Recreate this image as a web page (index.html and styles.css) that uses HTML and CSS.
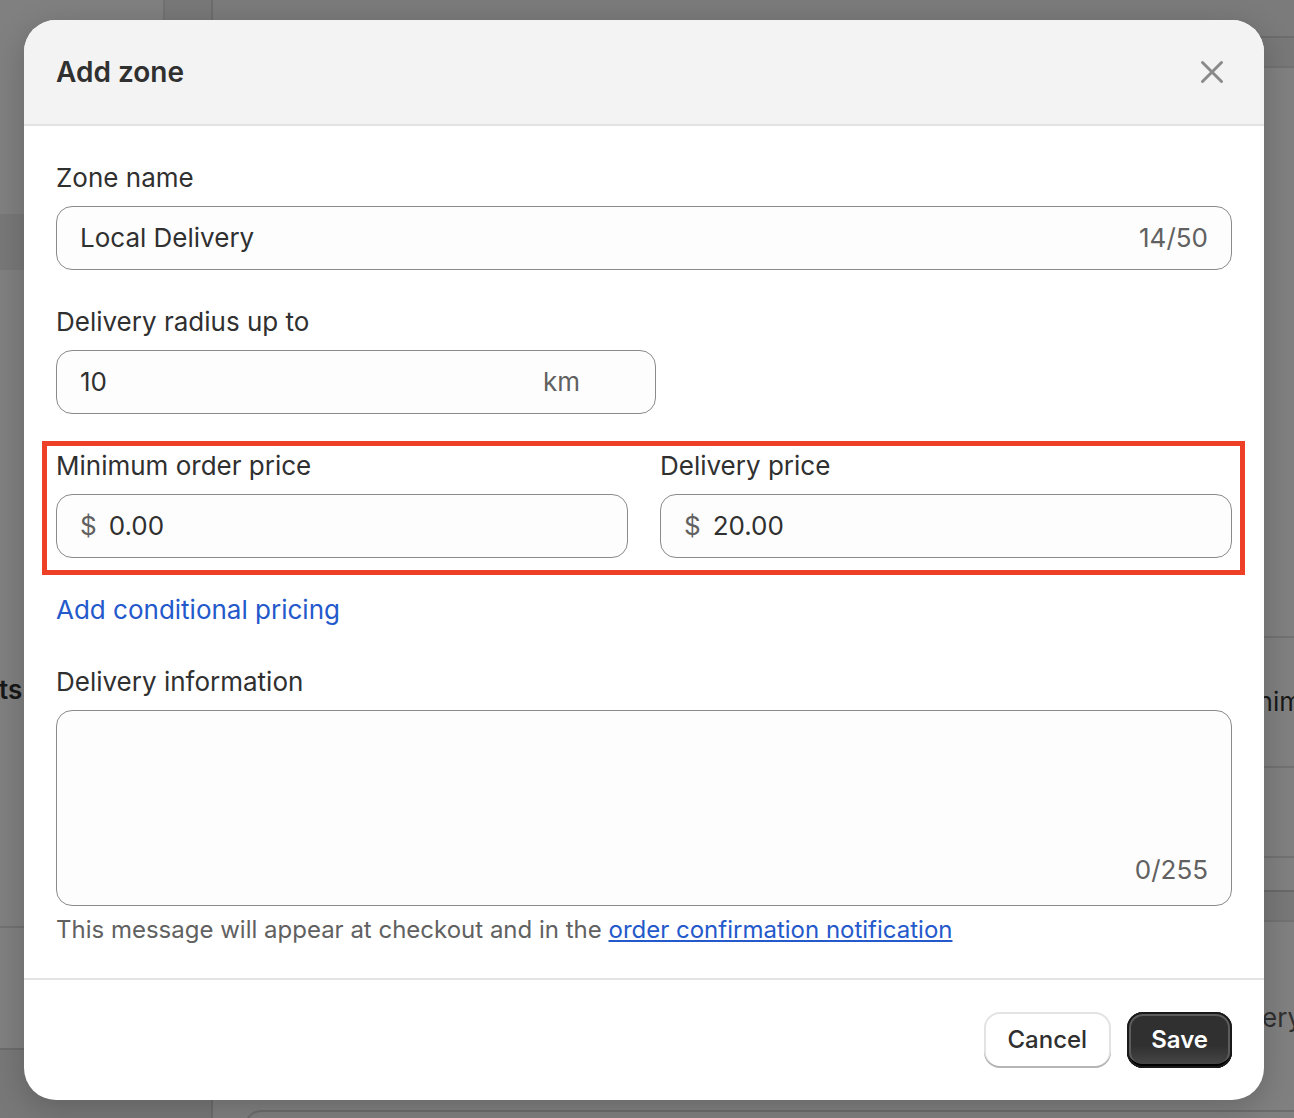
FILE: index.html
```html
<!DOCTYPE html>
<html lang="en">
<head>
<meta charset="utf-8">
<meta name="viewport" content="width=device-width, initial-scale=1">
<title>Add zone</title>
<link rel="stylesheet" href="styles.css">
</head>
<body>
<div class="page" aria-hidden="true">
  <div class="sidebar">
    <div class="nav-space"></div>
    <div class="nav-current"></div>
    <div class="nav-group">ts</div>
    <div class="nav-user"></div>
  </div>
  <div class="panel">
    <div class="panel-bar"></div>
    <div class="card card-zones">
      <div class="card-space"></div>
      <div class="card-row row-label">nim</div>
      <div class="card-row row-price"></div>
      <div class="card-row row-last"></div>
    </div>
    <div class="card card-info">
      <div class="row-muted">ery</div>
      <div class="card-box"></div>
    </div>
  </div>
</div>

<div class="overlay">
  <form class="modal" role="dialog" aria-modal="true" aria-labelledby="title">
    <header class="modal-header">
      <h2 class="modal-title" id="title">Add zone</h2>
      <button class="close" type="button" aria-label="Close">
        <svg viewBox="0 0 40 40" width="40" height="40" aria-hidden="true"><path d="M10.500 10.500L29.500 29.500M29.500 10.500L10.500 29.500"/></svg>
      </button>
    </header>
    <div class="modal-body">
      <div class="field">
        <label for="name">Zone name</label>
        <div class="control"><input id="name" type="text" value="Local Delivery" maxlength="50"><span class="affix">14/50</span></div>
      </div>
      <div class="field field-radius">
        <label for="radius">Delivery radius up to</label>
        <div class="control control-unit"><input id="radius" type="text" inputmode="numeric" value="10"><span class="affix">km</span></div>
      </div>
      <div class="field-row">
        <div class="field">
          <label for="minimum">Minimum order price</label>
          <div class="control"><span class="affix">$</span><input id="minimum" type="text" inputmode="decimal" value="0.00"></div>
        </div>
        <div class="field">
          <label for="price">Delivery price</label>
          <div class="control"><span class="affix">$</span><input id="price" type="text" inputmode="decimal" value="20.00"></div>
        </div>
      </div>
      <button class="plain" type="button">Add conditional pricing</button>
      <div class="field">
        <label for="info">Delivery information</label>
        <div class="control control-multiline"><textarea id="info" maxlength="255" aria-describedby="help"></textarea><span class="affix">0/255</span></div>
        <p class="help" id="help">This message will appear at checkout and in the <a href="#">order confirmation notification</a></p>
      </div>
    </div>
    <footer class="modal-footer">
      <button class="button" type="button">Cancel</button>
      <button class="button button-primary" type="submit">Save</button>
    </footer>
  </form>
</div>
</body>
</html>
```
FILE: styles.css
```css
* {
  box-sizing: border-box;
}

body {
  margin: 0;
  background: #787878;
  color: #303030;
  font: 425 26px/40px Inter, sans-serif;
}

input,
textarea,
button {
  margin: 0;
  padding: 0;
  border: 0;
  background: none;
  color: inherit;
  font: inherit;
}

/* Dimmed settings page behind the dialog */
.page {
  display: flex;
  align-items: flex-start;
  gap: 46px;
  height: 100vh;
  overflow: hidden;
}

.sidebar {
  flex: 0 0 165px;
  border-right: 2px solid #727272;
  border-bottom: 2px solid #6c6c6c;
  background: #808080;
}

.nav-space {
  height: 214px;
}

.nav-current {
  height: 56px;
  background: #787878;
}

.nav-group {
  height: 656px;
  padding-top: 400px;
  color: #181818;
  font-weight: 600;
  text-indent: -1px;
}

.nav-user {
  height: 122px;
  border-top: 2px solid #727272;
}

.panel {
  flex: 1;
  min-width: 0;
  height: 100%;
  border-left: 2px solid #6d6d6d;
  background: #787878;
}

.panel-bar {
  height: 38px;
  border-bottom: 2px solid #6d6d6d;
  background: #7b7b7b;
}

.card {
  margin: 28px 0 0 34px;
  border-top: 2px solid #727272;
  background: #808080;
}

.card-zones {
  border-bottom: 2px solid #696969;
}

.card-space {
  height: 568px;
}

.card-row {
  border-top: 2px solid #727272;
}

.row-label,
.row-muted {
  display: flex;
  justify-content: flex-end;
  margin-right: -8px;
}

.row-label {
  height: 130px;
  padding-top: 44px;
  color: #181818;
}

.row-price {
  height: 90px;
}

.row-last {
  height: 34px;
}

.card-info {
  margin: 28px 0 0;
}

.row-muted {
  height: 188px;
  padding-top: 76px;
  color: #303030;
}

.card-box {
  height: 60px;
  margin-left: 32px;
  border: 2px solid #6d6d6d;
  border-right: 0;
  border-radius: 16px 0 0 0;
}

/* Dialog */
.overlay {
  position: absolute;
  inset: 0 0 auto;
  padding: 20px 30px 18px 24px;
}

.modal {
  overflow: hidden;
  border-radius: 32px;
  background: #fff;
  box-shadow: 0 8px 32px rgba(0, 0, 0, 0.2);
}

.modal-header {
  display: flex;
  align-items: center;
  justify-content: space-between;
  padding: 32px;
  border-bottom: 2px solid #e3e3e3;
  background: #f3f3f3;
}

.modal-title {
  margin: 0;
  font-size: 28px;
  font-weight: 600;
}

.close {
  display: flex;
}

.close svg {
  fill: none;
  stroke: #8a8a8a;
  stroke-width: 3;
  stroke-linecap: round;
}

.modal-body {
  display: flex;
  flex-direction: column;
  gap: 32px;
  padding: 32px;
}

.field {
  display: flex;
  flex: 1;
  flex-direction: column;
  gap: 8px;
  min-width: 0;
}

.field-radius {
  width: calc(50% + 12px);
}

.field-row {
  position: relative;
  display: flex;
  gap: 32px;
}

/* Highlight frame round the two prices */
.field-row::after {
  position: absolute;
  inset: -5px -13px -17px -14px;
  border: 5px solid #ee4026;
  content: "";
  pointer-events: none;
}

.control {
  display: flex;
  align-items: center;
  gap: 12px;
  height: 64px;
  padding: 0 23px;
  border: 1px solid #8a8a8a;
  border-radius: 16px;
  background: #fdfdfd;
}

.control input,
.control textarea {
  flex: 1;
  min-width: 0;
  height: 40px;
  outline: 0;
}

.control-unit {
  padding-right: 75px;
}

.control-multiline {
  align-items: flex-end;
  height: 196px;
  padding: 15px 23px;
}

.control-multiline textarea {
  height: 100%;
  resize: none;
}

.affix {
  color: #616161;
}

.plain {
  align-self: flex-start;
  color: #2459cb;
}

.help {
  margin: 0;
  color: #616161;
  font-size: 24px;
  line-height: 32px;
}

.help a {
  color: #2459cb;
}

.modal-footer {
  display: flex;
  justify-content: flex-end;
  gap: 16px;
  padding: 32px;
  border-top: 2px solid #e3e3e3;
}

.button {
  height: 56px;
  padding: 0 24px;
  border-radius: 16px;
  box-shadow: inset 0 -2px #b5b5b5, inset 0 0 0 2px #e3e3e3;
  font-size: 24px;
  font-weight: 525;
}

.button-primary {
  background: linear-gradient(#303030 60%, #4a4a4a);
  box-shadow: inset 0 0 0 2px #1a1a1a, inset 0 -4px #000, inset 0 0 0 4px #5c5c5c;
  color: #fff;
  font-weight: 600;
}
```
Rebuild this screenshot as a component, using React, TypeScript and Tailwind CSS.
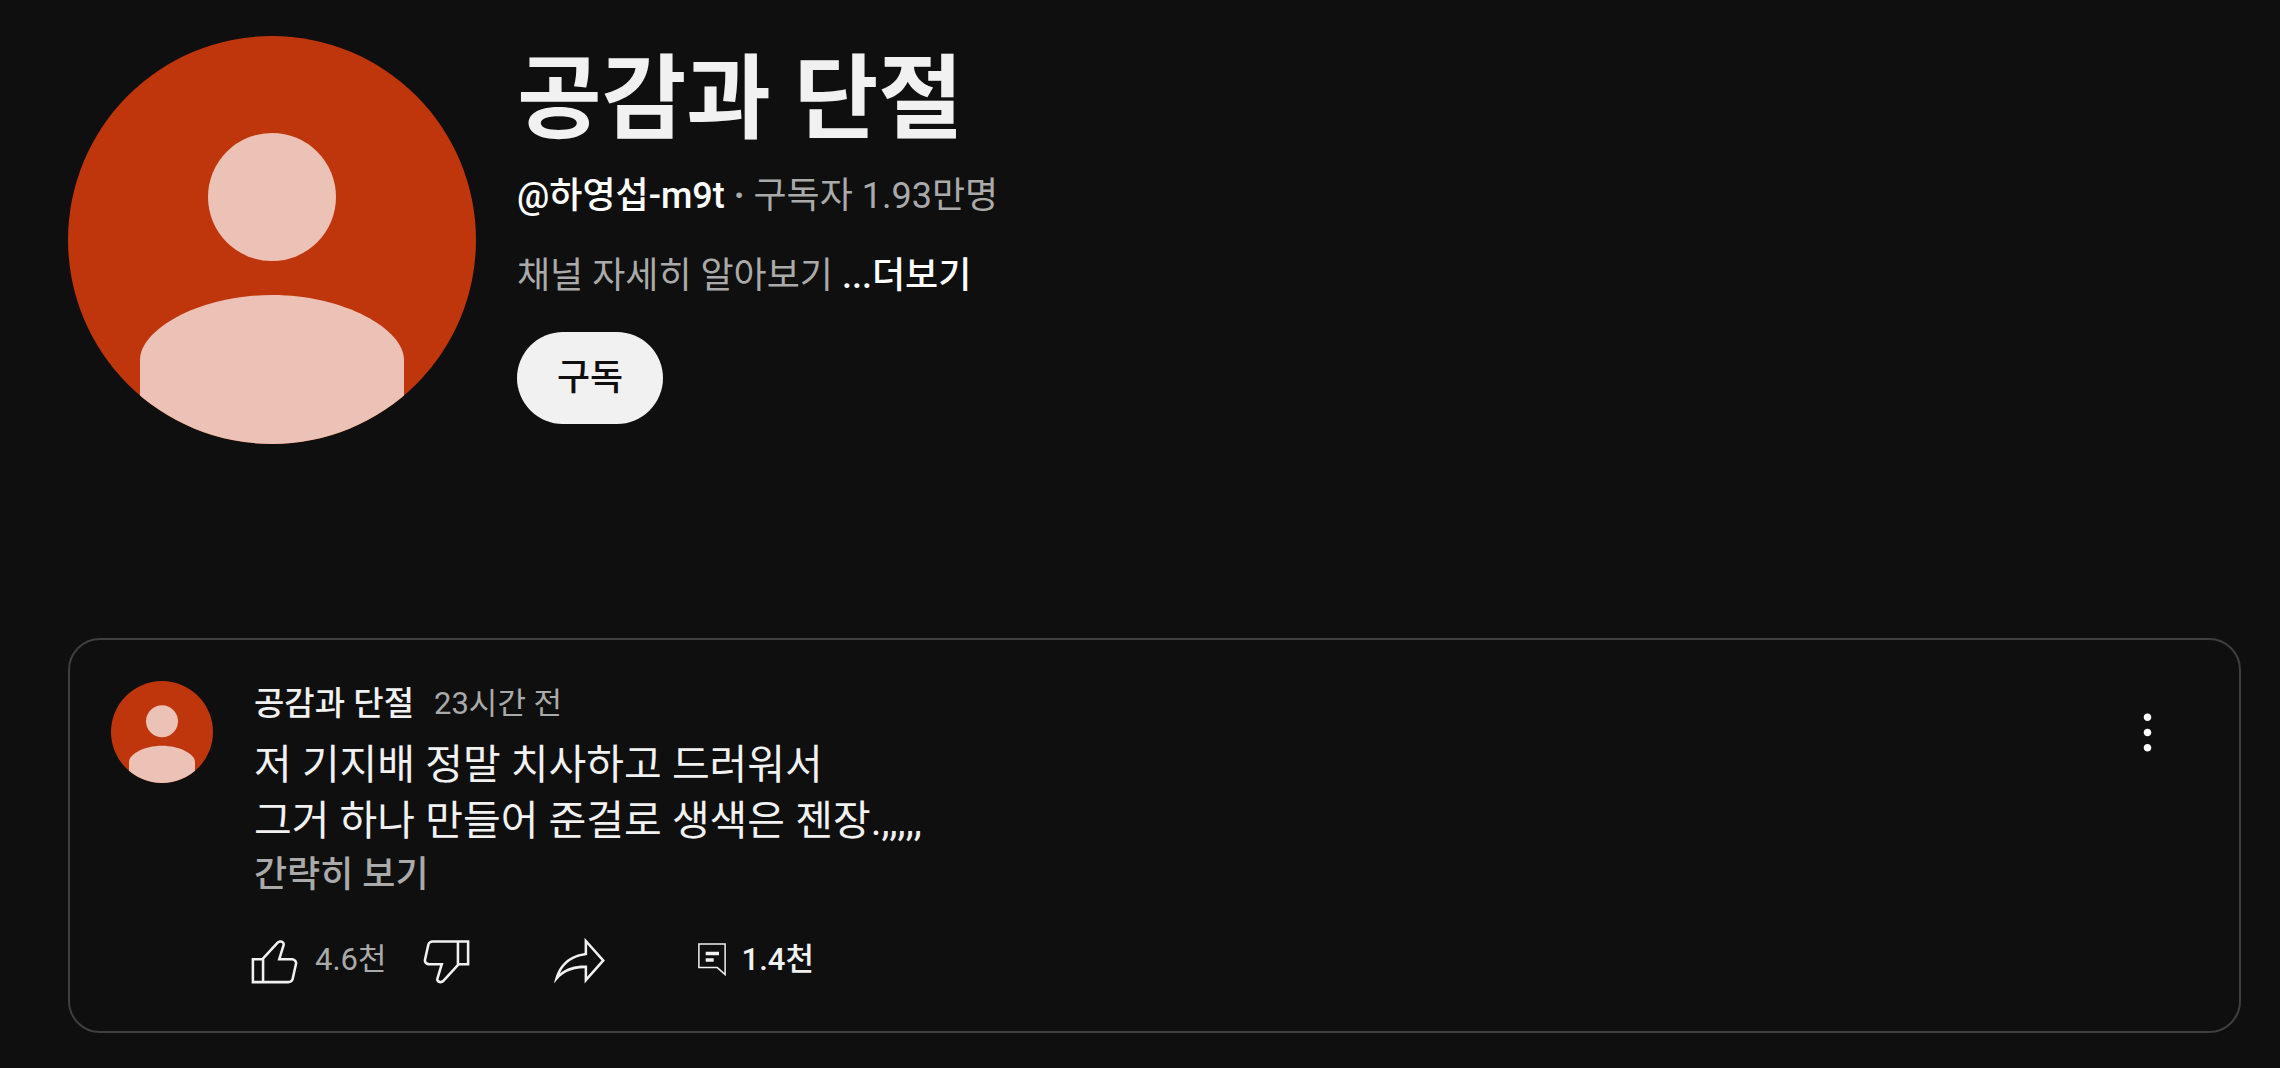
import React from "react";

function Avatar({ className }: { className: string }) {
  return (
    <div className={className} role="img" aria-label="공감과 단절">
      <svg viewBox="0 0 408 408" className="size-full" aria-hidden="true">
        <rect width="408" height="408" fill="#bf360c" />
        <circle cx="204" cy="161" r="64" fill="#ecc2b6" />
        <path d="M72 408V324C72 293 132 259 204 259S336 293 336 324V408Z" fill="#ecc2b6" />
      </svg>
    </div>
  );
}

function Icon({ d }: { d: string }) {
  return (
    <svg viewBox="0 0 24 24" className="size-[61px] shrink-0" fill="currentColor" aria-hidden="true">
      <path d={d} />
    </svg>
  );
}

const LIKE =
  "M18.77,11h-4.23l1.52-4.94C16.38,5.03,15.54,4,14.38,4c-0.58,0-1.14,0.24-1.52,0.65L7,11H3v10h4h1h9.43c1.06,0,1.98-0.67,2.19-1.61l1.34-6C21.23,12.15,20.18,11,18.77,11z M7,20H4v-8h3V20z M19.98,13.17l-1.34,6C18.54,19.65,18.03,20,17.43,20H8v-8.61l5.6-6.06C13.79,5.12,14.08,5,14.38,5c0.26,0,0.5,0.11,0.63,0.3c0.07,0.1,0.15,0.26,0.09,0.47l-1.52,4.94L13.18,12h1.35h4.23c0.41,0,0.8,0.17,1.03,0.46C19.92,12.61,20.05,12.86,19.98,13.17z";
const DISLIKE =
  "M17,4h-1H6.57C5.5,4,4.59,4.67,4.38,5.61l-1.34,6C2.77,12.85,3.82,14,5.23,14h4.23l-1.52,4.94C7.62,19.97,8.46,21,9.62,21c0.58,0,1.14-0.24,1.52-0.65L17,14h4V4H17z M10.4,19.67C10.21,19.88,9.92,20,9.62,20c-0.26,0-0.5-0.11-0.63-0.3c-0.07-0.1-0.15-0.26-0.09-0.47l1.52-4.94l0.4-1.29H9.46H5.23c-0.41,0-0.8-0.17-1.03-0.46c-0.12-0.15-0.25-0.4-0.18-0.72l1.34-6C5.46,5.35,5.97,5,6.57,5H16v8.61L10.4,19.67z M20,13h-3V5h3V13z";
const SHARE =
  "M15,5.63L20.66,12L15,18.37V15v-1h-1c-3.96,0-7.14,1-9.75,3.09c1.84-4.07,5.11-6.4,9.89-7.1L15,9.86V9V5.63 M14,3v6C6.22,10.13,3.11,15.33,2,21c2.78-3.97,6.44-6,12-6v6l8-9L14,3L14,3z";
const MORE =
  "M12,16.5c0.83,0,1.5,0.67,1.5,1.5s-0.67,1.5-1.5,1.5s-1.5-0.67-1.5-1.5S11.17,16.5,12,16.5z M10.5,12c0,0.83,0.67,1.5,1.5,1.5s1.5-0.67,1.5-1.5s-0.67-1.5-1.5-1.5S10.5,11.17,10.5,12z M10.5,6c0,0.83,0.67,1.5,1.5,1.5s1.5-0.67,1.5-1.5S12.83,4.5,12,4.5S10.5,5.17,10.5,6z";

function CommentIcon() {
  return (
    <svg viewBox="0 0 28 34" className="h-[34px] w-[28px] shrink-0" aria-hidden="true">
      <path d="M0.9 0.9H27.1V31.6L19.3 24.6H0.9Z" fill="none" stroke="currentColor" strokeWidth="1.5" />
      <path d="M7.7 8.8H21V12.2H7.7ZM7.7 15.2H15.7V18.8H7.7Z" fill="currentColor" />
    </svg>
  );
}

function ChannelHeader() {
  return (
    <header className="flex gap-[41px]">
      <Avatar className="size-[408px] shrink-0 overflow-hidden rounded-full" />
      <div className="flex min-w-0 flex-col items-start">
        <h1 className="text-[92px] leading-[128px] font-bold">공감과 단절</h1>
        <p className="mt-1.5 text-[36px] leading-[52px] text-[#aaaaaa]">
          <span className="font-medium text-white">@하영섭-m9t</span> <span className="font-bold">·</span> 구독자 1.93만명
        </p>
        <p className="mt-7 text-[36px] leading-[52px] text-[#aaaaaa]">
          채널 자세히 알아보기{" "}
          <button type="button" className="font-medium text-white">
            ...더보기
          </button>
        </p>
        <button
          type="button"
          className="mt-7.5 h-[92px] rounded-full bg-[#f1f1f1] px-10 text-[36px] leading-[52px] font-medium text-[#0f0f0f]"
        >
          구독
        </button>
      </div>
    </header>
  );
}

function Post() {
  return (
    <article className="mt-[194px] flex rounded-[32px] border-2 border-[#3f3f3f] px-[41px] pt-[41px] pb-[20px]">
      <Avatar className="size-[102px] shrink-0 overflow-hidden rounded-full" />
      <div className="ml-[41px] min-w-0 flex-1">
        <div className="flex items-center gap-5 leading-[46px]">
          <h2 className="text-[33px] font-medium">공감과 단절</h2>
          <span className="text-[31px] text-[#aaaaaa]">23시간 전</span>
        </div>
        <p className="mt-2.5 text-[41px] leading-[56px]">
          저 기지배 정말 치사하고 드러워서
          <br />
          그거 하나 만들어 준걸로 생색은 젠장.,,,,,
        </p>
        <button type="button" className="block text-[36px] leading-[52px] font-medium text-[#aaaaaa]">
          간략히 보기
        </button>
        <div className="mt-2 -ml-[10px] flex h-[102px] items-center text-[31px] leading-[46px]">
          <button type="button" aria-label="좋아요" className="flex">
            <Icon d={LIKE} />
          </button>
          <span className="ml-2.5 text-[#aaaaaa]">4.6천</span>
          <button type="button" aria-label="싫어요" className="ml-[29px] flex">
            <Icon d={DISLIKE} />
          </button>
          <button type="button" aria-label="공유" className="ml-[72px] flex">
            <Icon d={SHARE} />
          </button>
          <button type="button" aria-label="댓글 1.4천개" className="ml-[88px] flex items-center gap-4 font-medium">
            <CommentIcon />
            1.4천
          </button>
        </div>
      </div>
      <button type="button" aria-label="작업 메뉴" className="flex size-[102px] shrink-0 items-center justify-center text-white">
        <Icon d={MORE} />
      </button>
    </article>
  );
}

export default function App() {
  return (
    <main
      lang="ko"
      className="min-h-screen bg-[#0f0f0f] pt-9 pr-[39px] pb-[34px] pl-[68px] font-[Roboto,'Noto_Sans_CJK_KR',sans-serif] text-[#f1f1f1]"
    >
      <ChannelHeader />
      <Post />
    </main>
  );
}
+ + + +
_TASK DIRECTIONS:_ From the records above, give again only the part that opens with the line containing "Rebuild this screenshot" and closes with the line containing "import React from". Keep both ends but drop the pictures.

_FINAL RESULT:_
Rebuild this screenshot as a component, using React, TypeScript and Tailwind CSS.
import React from "react";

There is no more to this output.